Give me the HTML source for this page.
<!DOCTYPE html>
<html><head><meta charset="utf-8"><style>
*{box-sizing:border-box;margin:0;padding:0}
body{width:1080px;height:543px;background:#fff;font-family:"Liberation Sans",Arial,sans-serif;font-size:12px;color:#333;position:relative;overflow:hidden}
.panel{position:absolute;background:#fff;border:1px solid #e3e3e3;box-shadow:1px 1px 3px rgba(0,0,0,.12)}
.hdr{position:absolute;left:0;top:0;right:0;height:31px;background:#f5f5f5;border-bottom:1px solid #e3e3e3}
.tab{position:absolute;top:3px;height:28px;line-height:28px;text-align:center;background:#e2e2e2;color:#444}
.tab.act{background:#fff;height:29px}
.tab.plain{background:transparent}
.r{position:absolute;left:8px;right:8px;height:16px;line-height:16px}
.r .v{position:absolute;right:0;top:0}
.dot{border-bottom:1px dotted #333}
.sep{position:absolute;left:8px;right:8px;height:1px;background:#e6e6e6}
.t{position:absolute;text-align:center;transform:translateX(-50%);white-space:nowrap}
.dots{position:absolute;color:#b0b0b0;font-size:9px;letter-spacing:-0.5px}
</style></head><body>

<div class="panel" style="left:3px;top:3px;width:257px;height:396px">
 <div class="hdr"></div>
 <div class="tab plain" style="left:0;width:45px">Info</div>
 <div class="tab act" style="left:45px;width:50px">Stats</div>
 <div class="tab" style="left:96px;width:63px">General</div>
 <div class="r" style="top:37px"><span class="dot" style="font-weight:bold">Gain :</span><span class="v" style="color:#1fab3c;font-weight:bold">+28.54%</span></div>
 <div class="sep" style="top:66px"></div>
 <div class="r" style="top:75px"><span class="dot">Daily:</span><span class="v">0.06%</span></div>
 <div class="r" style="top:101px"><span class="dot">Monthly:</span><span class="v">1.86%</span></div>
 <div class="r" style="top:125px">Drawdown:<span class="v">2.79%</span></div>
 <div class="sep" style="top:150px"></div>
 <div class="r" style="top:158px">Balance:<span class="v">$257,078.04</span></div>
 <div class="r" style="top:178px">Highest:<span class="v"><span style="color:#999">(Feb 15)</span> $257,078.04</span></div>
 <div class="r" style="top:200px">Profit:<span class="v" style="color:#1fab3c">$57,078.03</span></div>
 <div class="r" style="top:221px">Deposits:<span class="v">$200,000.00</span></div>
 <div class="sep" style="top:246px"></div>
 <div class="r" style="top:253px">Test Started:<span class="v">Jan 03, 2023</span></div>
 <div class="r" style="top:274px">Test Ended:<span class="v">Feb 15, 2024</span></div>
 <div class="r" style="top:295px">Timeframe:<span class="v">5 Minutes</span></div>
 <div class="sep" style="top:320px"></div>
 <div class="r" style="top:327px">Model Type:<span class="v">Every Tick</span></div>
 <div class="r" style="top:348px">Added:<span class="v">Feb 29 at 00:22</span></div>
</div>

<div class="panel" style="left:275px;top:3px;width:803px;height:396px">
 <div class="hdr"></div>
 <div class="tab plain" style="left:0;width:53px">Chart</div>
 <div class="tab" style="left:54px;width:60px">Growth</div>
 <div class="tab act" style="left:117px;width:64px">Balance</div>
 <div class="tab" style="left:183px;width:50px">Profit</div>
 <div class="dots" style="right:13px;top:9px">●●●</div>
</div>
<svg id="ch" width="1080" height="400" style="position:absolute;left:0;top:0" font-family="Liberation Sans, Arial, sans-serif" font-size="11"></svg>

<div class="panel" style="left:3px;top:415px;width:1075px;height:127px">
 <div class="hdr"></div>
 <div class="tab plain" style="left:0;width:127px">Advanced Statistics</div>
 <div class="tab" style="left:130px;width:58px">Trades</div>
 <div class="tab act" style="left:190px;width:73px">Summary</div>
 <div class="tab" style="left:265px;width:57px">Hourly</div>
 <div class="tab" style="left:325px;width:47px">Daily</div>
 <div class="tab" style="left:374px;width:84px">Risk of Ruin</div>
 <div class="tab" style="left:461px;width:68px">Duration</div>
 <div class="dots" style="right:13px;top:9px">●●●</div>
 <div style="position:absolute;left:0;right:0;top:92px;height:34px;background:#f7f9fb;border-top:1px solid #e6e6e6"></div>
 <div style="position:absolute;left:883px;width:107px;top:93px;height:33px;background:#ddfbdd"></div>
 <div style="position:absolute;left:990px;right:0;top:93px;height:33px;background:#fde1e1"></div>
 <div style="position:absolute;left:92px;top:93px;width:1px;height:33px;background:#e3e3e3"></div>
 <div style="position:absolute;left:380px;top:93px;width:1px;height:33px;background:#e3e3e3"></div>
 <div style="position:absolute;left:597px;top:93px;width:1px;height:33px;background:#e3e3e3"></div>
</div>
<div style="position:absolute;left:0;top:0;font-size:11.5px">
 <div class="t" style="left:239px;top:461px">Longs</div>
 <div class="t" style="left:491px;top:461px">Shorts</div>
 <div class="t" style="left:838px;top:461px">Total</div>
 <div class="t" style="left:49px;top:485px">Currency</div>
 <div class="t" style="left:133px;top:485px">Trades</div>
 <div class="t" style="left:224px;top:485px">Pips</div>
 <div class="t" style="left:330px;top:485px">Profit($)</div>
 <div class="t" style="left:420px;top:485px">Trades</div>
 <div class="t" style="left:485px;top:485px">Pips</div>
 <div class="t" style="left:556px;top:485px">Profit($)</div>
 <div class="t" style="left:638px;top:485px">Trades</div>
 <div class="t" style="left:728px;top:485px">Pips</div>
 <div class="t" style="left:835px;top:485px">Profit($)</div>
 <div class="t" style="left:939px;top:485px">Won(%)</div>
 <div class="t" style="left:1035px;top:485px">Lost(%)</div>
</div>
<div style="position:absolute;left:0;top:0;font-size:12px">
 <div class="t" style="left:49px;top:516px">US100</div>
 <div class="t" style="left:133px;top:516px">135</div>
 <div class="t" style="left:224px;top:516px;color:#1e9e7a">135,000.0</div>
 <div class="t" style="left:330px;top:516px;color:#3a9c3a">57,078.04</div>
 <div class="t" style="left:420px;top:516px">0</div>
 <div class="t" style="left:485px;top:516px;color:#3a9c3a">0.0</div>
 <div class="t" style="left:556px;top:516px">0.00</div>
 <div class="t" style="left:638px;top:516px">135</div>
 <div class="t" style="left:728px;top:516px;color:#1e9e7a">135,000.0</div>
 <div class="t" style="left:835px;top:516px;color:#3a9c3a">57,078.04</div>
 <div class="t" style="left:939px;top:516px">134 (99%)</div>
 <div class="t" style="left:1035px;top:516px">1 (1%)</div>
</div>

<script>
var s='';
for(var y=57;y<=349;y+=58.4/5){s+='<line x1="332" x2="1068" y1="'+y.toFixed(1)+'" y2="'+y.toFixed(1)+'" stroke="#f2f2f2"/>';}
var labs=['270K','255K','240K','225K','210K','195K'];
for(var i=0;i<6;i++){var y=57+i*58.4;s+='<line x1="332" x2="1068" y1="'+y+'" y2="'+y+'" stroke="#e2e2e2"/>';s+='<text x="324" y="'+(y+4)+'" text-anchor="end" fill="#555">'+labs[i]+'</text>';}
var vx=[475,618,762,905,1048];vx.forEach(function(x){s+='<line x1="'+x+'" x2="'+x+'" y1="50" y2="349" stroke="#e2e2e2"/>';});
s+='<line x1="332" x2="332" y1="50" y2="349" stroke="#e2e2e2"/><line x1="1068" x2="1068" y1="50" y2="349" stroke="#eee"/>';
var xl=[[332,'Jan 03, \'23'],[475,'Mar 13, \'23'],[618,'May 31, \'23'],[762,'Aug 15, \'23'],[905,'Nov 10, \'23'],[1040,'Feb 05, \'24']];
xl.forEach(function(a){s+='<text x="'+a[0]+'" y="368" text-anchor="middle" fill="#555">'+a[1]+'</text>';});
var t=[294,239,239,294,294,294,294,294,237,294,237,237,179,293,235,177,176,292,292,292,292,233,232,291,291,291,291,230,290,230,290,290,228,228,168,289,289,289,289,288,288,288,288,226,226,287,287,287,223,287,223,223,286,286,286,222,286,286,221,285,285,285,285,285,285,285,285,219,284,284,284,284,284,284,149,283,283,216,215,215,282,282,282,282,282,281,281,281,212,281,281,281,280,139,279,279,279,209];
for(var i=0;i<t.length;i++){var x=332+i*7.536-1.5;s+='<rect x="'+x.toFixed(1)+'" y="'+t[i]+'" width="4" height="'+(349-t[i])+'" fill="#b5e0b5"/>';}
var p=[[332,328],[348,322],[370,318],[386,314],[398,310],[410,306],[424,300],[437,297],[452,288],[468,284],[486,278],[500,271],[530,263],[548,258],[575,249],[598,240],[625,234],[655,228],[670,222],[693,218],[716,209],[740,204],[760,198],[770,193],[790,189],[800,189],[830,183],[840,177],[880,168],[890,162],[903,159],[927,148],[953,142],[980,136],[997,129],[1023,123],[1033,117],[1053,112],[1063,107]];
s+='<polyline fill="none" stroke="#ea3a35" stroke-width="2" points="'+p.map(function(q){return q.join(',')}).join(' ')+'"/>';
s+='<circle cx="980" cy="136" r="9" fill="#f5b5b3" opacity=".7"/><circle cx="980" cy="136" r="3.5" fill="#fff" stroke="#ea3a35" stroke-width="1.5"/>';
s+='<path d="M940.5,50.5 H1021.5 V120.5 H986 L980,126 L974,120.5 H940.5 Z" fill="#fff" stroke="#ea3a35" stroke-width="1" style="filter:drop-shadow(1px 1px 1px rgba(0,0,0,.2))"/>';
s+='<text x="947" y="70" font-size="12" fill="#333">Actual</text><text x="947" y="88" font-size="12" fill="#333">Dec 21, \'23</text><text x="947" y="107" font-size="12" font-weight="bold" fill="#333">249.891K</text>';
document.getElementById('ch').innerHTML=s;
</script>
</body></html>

--- AIM ---
Return the lines above precisely as they appear, beginning at the first line and ending at the line with "</style></head><body>", and nothing after it.

--- SOLUTION TO THE EXERCISE ---
Give me the HTML source for this page.
<!DOCTYPE html>
<html><head><meta charset="utf-8"><style>
*{box-sizing:border-box;margin:0;padding:0}
body{width:1080px;height:543px;background:#fff;font-family:"Liberation Sans",Arial,sans-serif;font-size:12px;color:#333;position:relative;overflow:hidden}
.panel{position:absolute;background:#fff;border:1px solid #e3e3e3;box-shadow:1px 1px 3px rgba(0,0,0,.12)}
.hdr{position:absolute;left:0;top:0;right:0;height:31px;background:#f5f5f5;border-bottom:1px solid #e3e3e3}
.tab{position:absolute;top:3px;height:28px;line-height:28px;text-align:center;background:#e2e2e2;color:#444}
.tab.act{background:#fff;height:29px}
.tab.plain{background:transparent}
.r{position:absolute;left:8px;right:8px;height:16px;line-height:16px}
.r .v{position:absolute;right:0;top:0}
.dot{border-bottom:1px dotted #333}
.sep{position:absolute;left:8px;right:8px;height:1px;background:#e6e6e6}
.t{position:absolute;text-align:center;transform:translateX(-50%);white-space:nowrap}
.dots{position:absolute;color:#b0b0b0;font-size:9px;letter-spacing:-0.5px}
</style></head><body>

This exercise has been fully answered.